The Bank of Japan left its monetary policy unchanged and kept short-term interest rates at the level of -0.1%. The target yield of a 10-year JGB Treasury bond remained at around 0%. The Bank of Japan also kept its commitment to acquire Japanese government bonds worth 80 trillion yen per year.
But the Bank of Japan issued a slightly stronger warning about financial vulnerability than it did three months ago, reflecting growing concern that years of ultra-low interest rates are detrimental to bank profits and may prevent them from increasing lending.
"Long-term downward pressure on financial institutions' profits from low interest rates can destabilize the financial system. Although these risks are currently considered to be insignificant, it is necessary to pay close attention to future policy developments."
As expected, the policies of the central bank supported the commitment to maintain short-term interest rates at the level of -0.1% and long-term rates around zero percent by voting 7 against 2.
In the quarterly report, the central bank reduced the main consumer inflation forecast for 2018/19 to 0.9% against 1.1% in July, and for 2019/20 to 1.4% against 1.5% in the previous year. The average CPI for 2000/21 also declined from 1.6% to 1.5%.

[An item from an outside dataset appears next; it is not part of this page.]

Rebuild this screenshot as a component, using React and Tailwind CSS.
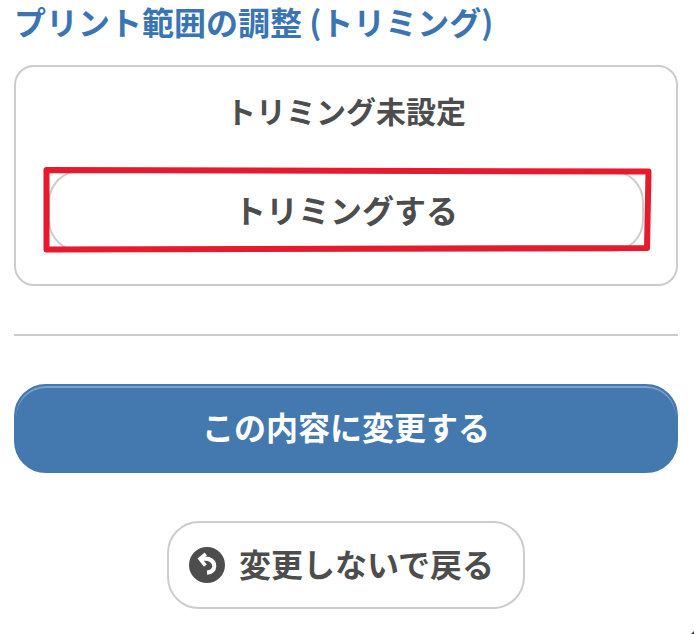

The average real GDP forecast for the 2018/19 fiscal year was 1.4% versus 1.5% in July. Real GDP forecast for 2019/20 remained unchanged at 0.8%.
Inflation remains well below the Bank of Japan target of 2%, despite Japan's steady economic expansion, forcing the central bank to maintain stimulus, despite the impact on banks' profits over the years at almost zero interest rates.
The central bank took steps in July to make its policy more sustainable, for example, by allowing bond yields to move more flexibly around its target. But these measures have done little to revive the bond market and did not render assistance to banks.